C'est dans l'autobus que je l'ai vue, le monde se pressait, se bousculait, se tassait pour ne pas rester sur le trottoir, les gens étaient serrés comme des sardines. De ma place assise, j'étais montée au terminus, près du Louvre, je pouvais tout voir sans être dérangée... Il faisait beau, soleil, doux, un jour de printemps, vous allez voir comme ce détail a de l'importance dans l'histoire... La dame avait un petit chapeau bien enfoncé sur la tête, elle devait avoir dépassé l'âge de la retraite depuis longtemps, un joli manteau rouge, et par dessus un imperméable transparent, informe, de ceux que l'on achète quand on est un touriste surpris un jour de pluie, chez le premier marchand de souvenirs, vous voyez ? La dame était donc emmitouflée dans ce grand survêtement de cristal, sa main droite accrochée à la barre centrale du bus était recouverte d'un sac en plastique de la même couleur que l’imperméable, qui devait la protéger de tout contact avec les microbes du monde.

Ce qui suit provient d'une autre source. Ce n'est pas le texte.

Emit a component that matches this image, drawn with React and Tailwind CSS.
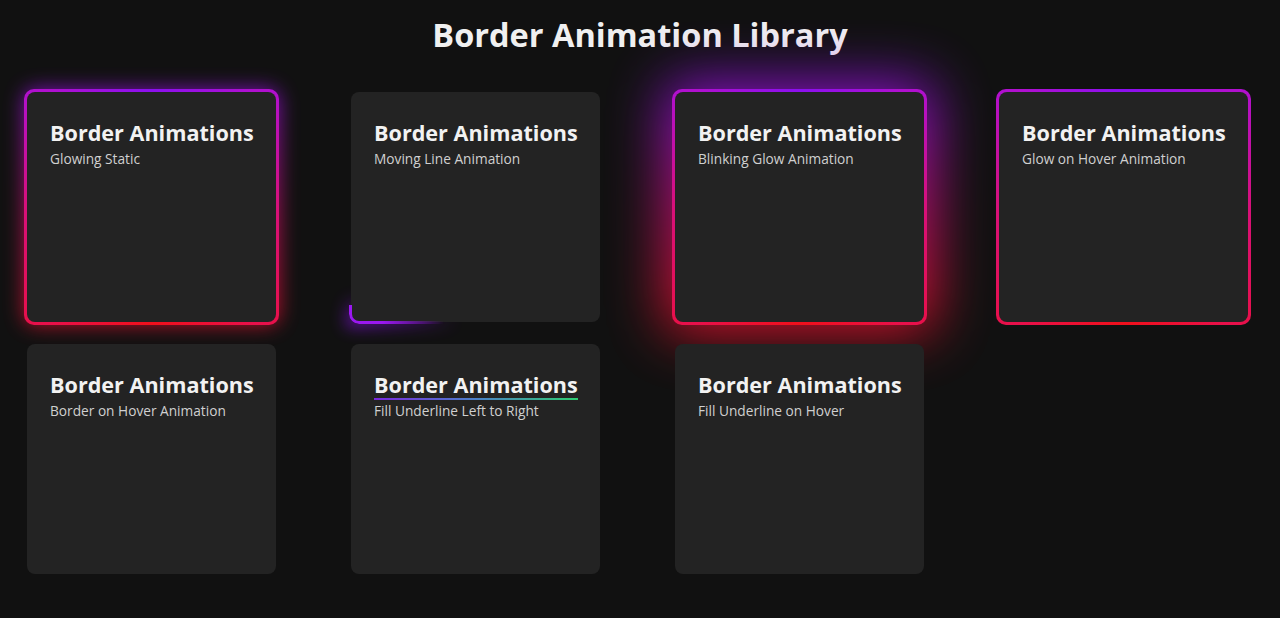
import React from 'react';

const font = { fontFamily: '"Open Sans", "Noto Sans", sans-serif' };

// gradient frame used by the glowing cards
function Frame({ glow }) {
  return (
    <>
      {glow === 'soft' && (
        <div className="absolute -inset-[3px] -z-10 rounded-[11px] bg-[linear-gradient(to_bottom,#9b10f0,#e0106e_55%,#f0102e)] blur-[10px] opacity-75"></div>
      )}
      {glow === 'strong' && (
        <div className="absolute -inset-[10px] -z-10 rounded-[16px] bg-[linear-gradient(to_bottom,#8a10f0,#d0107a_50%,#f0101e)] blur-[28px] opacity-90"></div>
      )}
      <div className="absolute -inset-[3px] -z-10 rounded-[10px] bg-[radial-gradient(ellipse_40%_12%_at_50%_0%,#8a10f0,transparent),radial-gradient(ellipse_40%_12%_at_50%_100%,#f0101a,transparent),linear-gradient(to_bottom,#b010d0,#d8107a_50%,#e8104a)]"></div>
    </>
  );
}

function Card({ sub, glow, frame, line, underline }) {
  return (
    <div className="relative isolate h-[230px] w-[249px]">
      {frame && <Frame glow={glow} />}
      {line && (
        <>
          <div className="absolute -bottom-[5px] -left-[5px] -z-10 h-[32px] w-[115px] bg-[radial-gradient(ellipse_at_0%_100%,#7a10d0,transparent_70%)] blur-[8px] opacity-90"></div>
          <div className="absolute -bottom-[2px] -left-[2px] h-[19px] w-[95px] rounded-bl-[10px] border-b-[3px] border-l-[3px] border-[#9a18f0] [mask-image:linear-gradient(to_right,black_35%,transparent)]"></div>
        </>
      )}
      <div className="h-full w-full rounded-lg bg-[#232323] px-[23px] pt-[24px]">
        <h2 className="inline-block whitespace-nowrap text-[21.6px] font-bold leading-[34px] text-[#f2f2f2]">
          Border Animations
          {underline && (
            <span className="-mt-[4px] block h-[2px] w-full bg-[linear-gradient(to_right,#7a28e0,#4a80c8,#2ecc71)]"></span>
          )}
        </h2>
        <p className={`${underline ? 'mt-[2px]' : 'mt-0'} text-[13.7px] leading-[18px] text-[#d0d0d0]`}>{sub}</p>
      </div>
    </div>
  );
}

export default function App() {
  return (
    <div className="min-h-[618px] bg-[#111111]" style={font}>
      <h1 className="pt-[12px] text-center text-[32.5px] font-bold leading-[46px] text-[#f0f0f0]">
        Border Animation Library
      </h1>
      <div className="mt-[34px] grid grid-cols-[repeat(4,249px)] gap-x-[75px] gap-y-[22px] pl-[27px]">
        <Card sub="Glowing Static" frame glow="soft" />
        <Card sub="Moving Line Animation" line />
        <Card sub="Blinking Glow Animation" frame glow="strong" />
        <Card sub="Glow on Hover Animation" frame />
        <Card sub="Border on Hover Animation" />
        <Card sub="Fill Underline Left to Right" underline />
        <Card sub="Fill Underline on Hover" />
      </div>
    </div>
  );
}
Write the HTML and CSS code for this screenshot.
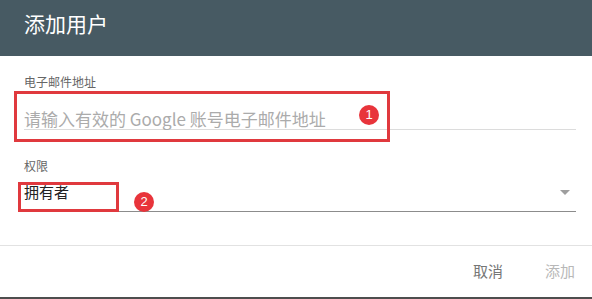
FILE: index.html
```html
<!DOCTYPE html>
<html lang="zh-CN">
<head>
<meta charset="utf-8">
<title>添加用户</title>
<link rel="stylesheet" href="styles.css">
</head>
<body>
<div class="dialog">
  <header class="dialog-header">
    <h1 class="dialog-title">添加用户</h1>
  </header>
  <div class="dialog-body">
    <div class="field">
      <label class="field-label">电子邮件地址</label>
      <div class="text-input">
        <span class="placeholder">请输入有效的 Google 账号电子邮件地址</span>
      </div>
    </div>
    <div class="field field-second">
      <label class="field-label">权限</label>
      <div class="select">
        <span class="select-value">拥有者</span>
        <span class="select-arrow"></span>
      </div>
    </div>
  </div>
  <footer class="dialog-footer">
    <span class="btn btn-cancel">取消</span>
    <span class="btn btn-add">添加</span>
  </footer>

  <div class="mark mark-one"></div>
  <div class="badge badge-one">1</div>
  <div class="mark mark-two"></div>
  <div class="badge badge-two">2</div>
</div>
</body>
</html>
```

FILE: styles.css
```css
* { box-sizing: border-box; }

html, body {
  margin: 0;
  padding: 0;
  background: #ffffff;
}

body {
  font-family: "Noto Sans CJK SC", "Noto Sans", "Liberation Sans", sans-serif;
}

.dialog {
  position: relative;
  width: 592px;
  height: 299px;
  background: #ffffff;
  border-bottom: 2px solid #4e4e4e;
  display: flex;
  flex-direction: column;
}

.dialog-header {
  height: 56px;
  background: #475a63;
  padding: 9px 24px 0;
}

.dialog-title {
  margin: 0;
  font-size: 21px;
  line-height: 28px;
  font-weight: 400;
  color: #ffffff;
}

.dialog-body {
  padding: 18px 16px 33px 24px;
  border-bottom: 1px solid #e2e2e2;
}

.field-label {
  display: block;
  font-size: 12px;
  line-height: 16px;
  color: #666666;
}

.text-input {
  padding-top: 19px;
  border-bottom: 1px solid #dcdcdc;
}

.placeholder {
  display: block;
  font-size: 17px;
  line-height: 20px;
  color: #ababab;
}

.field-second {
  margin-top: 28px;
}

.select {
  display: flex;
  align-items: center;
  justify-content: space-between;
  padding: 8px 0 9px;
  border-bottom: 1px solid #8c8c8c;
}

.select-value {
  font-size: 15px;
  line-height: 20px;
  color: #222222;
}

.select-arrow {
  width: 0;
  height: 0;
  margin-right: 6px;
  border-left: 5px solid transparent;
  border-right: 5px solid transparent;
  border-top: 5px solid #9e9e9e;
}

.dialog-footer {
  flex: 1;
  display: flex;
  justify-content: flex-end;
  align-items: flex-start;
  gap: 42px;
  padding: 15px 17px 0 0;
}

.btn {
  font-size: 15px;
  line-height: 20px;
}

.btn-cancel { color: #767676; }
.btn-add { color: #b8b8b8; }

/* annotation overlays */
.mark {
  position: absolute;
  border: 3px solid #e0393e;
}

.mark-one {
  left: 14px;
  top: 91px;
  width: 376px;
  height: 51px;
}

.mark-two {
  left: 18px;
  top: 182px;
  width: 101px;
  height: 30px;
}

.badge {
  position: absolute;
  width: 20px;
  height: 20px;
  border-radius: 50%;
  background: #e8343b;
  color: #ffffff;
  font-family: "Liberation Sans", "Noto Sans", sans-serif;
  font-size: 13px;
  line-height: 20px;
  text-align: center;
}

.badge-one {
  left: 359px;
  top: 105px;
}

.badge-two {
  left: 134px;
  top: 192px;
}
```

Elle regardait furtivement à droite et à gauche si quelqu'un la touchait, elle se recroquevillait pour ne pas frôler qui que soit, elle se faisait toute petite pour tenir le moins de place possible... Petit à petit les autres voyageurs, qui avaient vu son manège, se sont tenus éloignés d'elle... On aurait dit une bête traquée dans son terrier, elle faisait peine à voir... De ma place, je n'ai pas pu voir si elle avait mis aussi des sacs plastiques sur ses chaussures...


Au fur et à mesure que les gens descendaient, elle tentait de se coller le dos à la fenêtre pour protéger sa face nord, mais à sa station, comme par enchantement, les voyageurs amusés avaient fait spontanément un dégagement assez grand pour qu'elle descende sans toucher personne... Un vrai miracle !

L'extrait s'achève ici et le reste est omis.